Dedication to perfecting your AOI lighting setup yields numerous advantages. An expertly optimized system can detect over 95% of defects, including subtle issues like hairline cracks or micro-solder flaws. It significantly reduces the reliance on manual inspection, potentially cutting labor costs by as much as 20% in certain manufacturing environments. Moreover, identifying defects early prevents costly rework or product recalls, thereby safeguarding your reputation for quality.
Beyond defect detection, proper lighting enhances the overall efficiency of your AOI system.
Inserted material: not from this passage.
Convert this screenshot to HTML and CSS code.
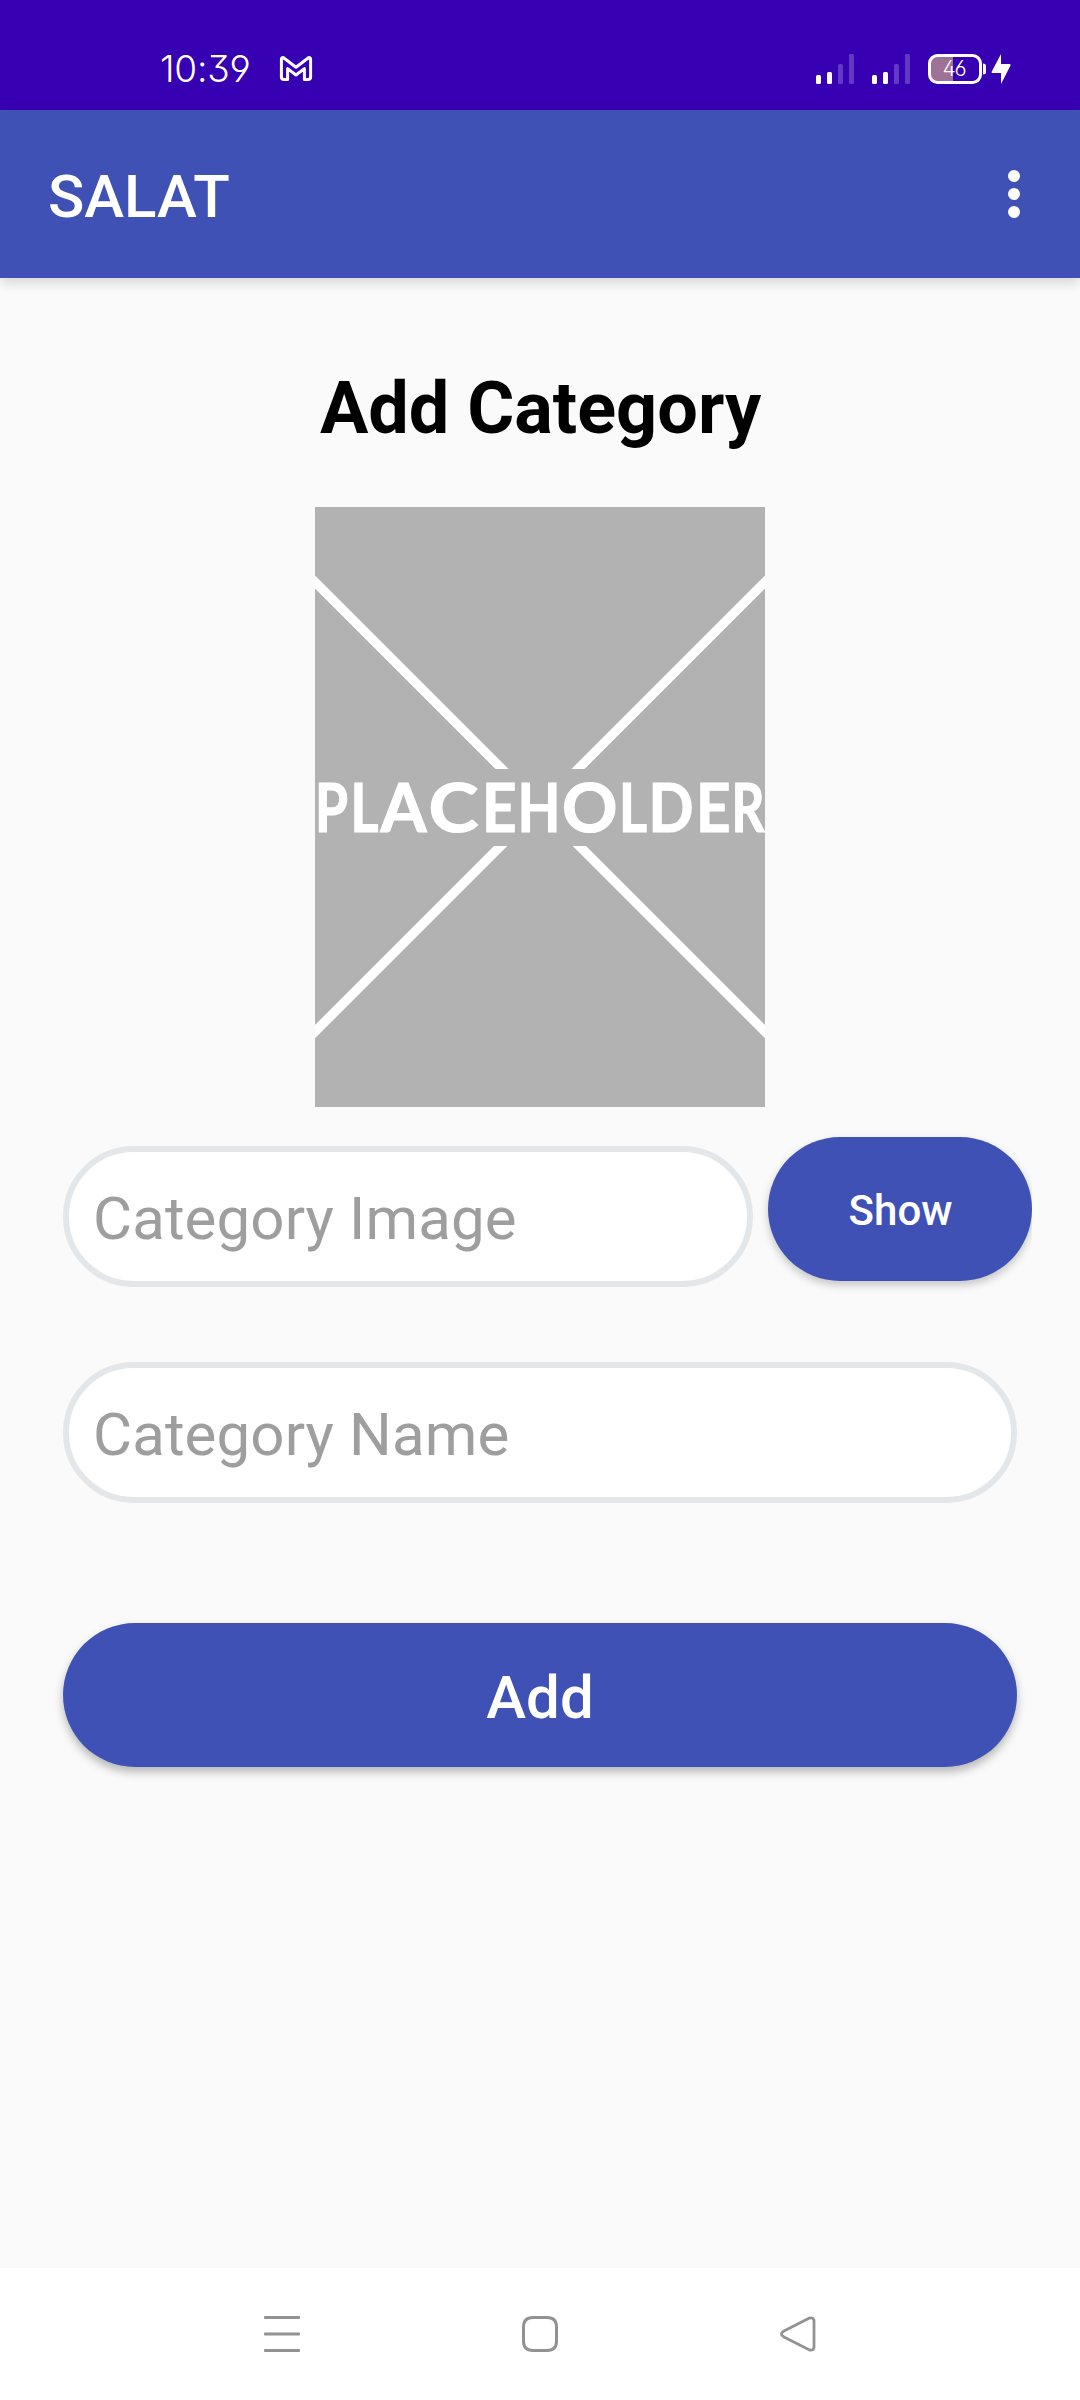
FILE: index.html
```html
<!DOCTYPE html>
<html lang="en">
<head>
<meta charset="utf-8">
<title>SALAT</title>
<link rel="stylesheet" href="styles.css">
</head>
<body>
<div class="screen">
  <header class="status">
    <span class="clock">10:39</span>
    <svg class="mail" width="34" height="28" viewBox="0 0 34 28"><path d="M4.2 2.5 L17 12.2 L29.8 2.5 Q31.6 2.5 31.6 4.6 V22 Q31.6 24.6 29 24.6 H25.4 V13.6 L17 20 L8.6 13.6 V24.6 H5 Q2.4 24.6 2.4 22 V4.6 Q2.4 2.5 4.2 2.5 Z" fill="none" stroke="#fff" stroke-width="3" stroke-linejoin="round"/></svg>
    <div class="indicators">
      <svg class="signal" width="38" height="30" viewBox="0 0 38 30"><g fill="#fff"><rect x="0" y="21" width="5" height="9" rx="1.5"/><rect x="11" y="18" width="5" height="12" rx="1.5"/><g opacity=".22"><rect x="22" y="10" width="5" height="20" rx="1.5"/><rect x="33" y="0" width="5" height="30" rx="1.5"/></g></g></svg>
      <svg class="signal" width="38" height="30" viewBox="0 0 38 30"><g fill="#fff"><rect x="0" y="21" width="5" height="9" rx="1.5"/><rect x="11" y="18" width="5" height="12" rx="1.5"/><g opacity=".22"><rect x="22" y="10" width="5" height="20" rx="1.5"/><rect x="33" y="0" width="5" height="30" rx="1.5"/></g></g></svg>
      <svg class="battery" width="83" height="30" viewBox="0 0 83 30">
        <path d="M25 2 H9 Q2 2 2 9 V21 Q2 28 9 28 H25 Z" fill="#9e7296"/>
        <rect x="1.5" y="1.5" width="51" height="27" rx="8" fill="none" stroke="#fff" stroke-width="3"/>
        <path d="M55 9.5 Q58 9.5 58 12 V18 Q58 20.500 55 20.500 Z" fill="#fff"/>
        <text class="level" x="14.500" y="22.300" textLength="24">46</text>
        <path d="M73 0 L63.500 18 Q63.500 19 64.500 19 H73 V30 L82.500 11.500 Q83 10 81.500 10 H73 Z" fill="#fff"/>
      </svg>
    </div>
  </header>

  <div class="appbar">
    <h1 class="app-title">SALAT</h1>
    <svg width="12" height="48" viewBox="0 0 12 48" fill="#fff"><circle cx="6" cy="6" r="6"/><circle cx="6" cy="24" r="6"/><circle cx="6" cy="42" r="6"/></svg>
  </div>

  <main class="content">
    <h2 class="heading">Add Category</h2>
    <svg class="preview" width="450" height="600" viewBox="0 0 450 600">
      <rect width="450" height="600" fill="#b2b2b2"/>
      <g fill="#fff">
        <path d="M0 68.500 L193.500 262 H180.500 L0 81.500Z"/>
        <path d="M450 68.500 L256.500 262 H269.500 L450 81.500Z"/>
        <path d="M0 518 L179 339 H192.300 L0 531.300Z"/>
        <path d="M450 518 L271 339 H257.700 L450 531.300Z"/>
        <text class="preview-label" y="324.500"><tspan x="0" textLength="33" lengthAdjust="spacingAndGlyphs">P</tspan><tspan x="35.500" textLength="28" lengthAdjust="spacingAndGlyphs">L</tspan><tspan x="65.500" textLength="46" lengthAdjust="spacingAndGlyphs">A</tspan><tspan x="113.500" textLength="50" lengthAdjust="spacingAndGlyphs">C</tspan><tspan x="167" textLength="34.500" lengthAdjust="spacingAndGlyphs">E</tspan><tspan x="202.500" textLength="43" lengthAdjust="spacingAndGlyphs">H</tspan><tspan x="247" textLength="55.500" lengthAdjust="spacingAndGlyphs">O</tspan><tspan x="304" textLength="28" lengthAdjust="spacingAndGlyphs">L</tspan><tspan x="333.500" textLength="45" lengthAdjust="spacingAndGlyphs">D</tspan><tspan x="381" textLength="34.500" lengthAdjust="spacingAndGlyphs">E</tspan><tspan x="416.500" textLength="33" lengthAdjust="spacingAndGlyphs">R</tspan></text>
      </g>
    </svg>
    <div class="image-row">
      <div class="field field-image">Category Image</div>
      <div class="show-wrap"><button class="btn btn-show">Show</button></div>
    </div>
    <div class="field field-name">Category Name</div>
    <button class="btn btn-add">Add</button>
  </main>

  <nav class="navbar">
    <svg width="36" height="36" viewBox="0 0 36 36" fill="#929292"><rect width="36" height="3" rx="1"/><rect y="16.500" width="36" height="3" rx="1"/><rect y="33" width="36" height="3" rx="1"/></svg>
    <svg width="36" height="36" viewBox="0 0 36 36" fill="none" stroke="#929292" stroke-width="3"><path d="M11 1.500 H25 Q34.500 1.500 34.500 11 V25 Q34.500 34.500 25 34.500 H11 Q1.500 34.500 1.500 25 V11 Q1.500 1.500 11 1.500Z"/></svg>
    <svg width="36" height="36" viewBox="0 0 36 36" fill="none" stroke="#929292" stroke-width="2.800"><path d="M29 2.200 L3.500 15.300 Q-0.500 18 3.500 20.700 L29 33.800 Q33.500 35 34 31.500 V4.500 Q33.500 1 29 2.200Z"/></svg>
  </nav>
</div>
</body>
</html>
```

FILE: styles.css
```css
* { box-sizing: border-box; }
body { margin: 0; background: #fafafa; font-family: Roboto, sans-serif; }
h1, h2 { margin: 0; }
svg { display: block; flex: none; }

.screen { width: 1080px; height: 2400px; display: flex; flex-direction: column; overflow: hidden; }

.status {
  height: 110px; flex: none; background: #3700b3; color: #fff;
  display: flex; align-items: flex-start; padding: 54px 69px 0 160px;
}
.clock {
  width: 119px; font: 350 37px/30px Inter, sans-serif; letter-spacing: -.2px;
  font-feature-settings: "ss01", "cv09"; white-space: nowrap;
}
.mail { margin-top: 1px; }
.indicators { display: flex; margin-left: auto; }
.signal { margin-right: 18px; }
.level { font: 350 21px Inter, sans-serif; fill: #fff; font-feature-settings: "ss01"; }

.appbar {
  height: 168px; flex: none; background: #3f51b5; color: #fff;
  display: flex; align-items: center; justify-content: space-between;
  padding: 0 60px 0 48px; position: relative;
  box-shadow: 0 4px 12px rgba(0, 0, 0, .16);
}
.app-title { font-size: 60px; font-weight: 500; line-height: 70px; padding-top: 5px; }

.content { flex: 1; display: flex; flex-direction: column; }
.heading {
  margin-top: 89px; padding-left: 1px; font-size: 72px; line-height: 84px; font-weight: 700;
  text-align: center; color: #000;
}
.preview { margin: 56px auto 0; }
.preview-label { font: 700 66px Lato, sans-serif; stroke: #fff; stroke-width: 1.2px; }

.image-row { display: flex; align-items: flex-start; gap: 15px; margin: 30px 48px 0 63px; }
.field {
  height: 141px; border: 6px solid #e3e7ea; border-radius: 71px; background: #fff;
  padding: 32px 0 0 24px; font-size: 60px; line-height: 70px; letter-spacing: .1px;
  color: #9e9e9e; white-space: nowrap;
}
.field-image { width: 690px; margin-top: 9px; }
.field-name { margin: 75px 63px 0; }

.btn {
  display: block; width: 100%; height: 144px; padding: 0; border: 0; border-radius: 72px;
  background: #3f51b5; color: #fff; font-family: Roboto, sans-serif; font-weight: 500;
  box-shadow: 0 4px 8px rgba(0, 0, 0, .22);
}
.show-wrap { width: 264px; clip-path: inset(-20px 0 -20px -20px); }
.btn-show { font-size: 42px; padding: 3px 0 0 1px; }
.btn-add { width: auto; margin: 120px 63px 0; font-size: 60px; padding-top: 4px; box-shadow: 0 5px 10px rgba(0, 0, 0, .28); }

.navbar {
  height: 132px; flex: none; background: #fff;
  display: flex; justify-content: space-between; padding: 48px 264px 0;
}
```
High-quality images captured under optimal illumination allow inspection software to process data more rapidly, sometimes achieving frame rates of up to 100 frames per second with modern high-resolution cameras. This increased speed translates into higher throughput, enabling you to meet tight production deadlines without compromising on quality.
Key Takeaways for Mastering AOI Lighting Techniques
Proficiency in AOI lighting types, angles, and setup is crucial for achieving superior PCB inspection outcomes. By carefully selecting the right lighting hardware, positioning lights at optimal angles, and meticulously fine-tuning intensity and color, you can ensure that every defect—no matter how minute—is illuminated and identified. A thoughtful approach to AOI lighting not only enhances defect detection rates but also streamlines production, reduces costs, and upholds the highest standards of product quality.
As PCB designs continue to evolve in complexity, featuring smaller components and denser layouts, the role of effective lighting in AOI will only become more vital. Stay ahead by consistently evaluating and updating your lighting strategies to meet the changing demands of electronics manufacturing. With the correct illumination, your AOI system will stand out as a cornerstone of reliable, high-quality PCB production.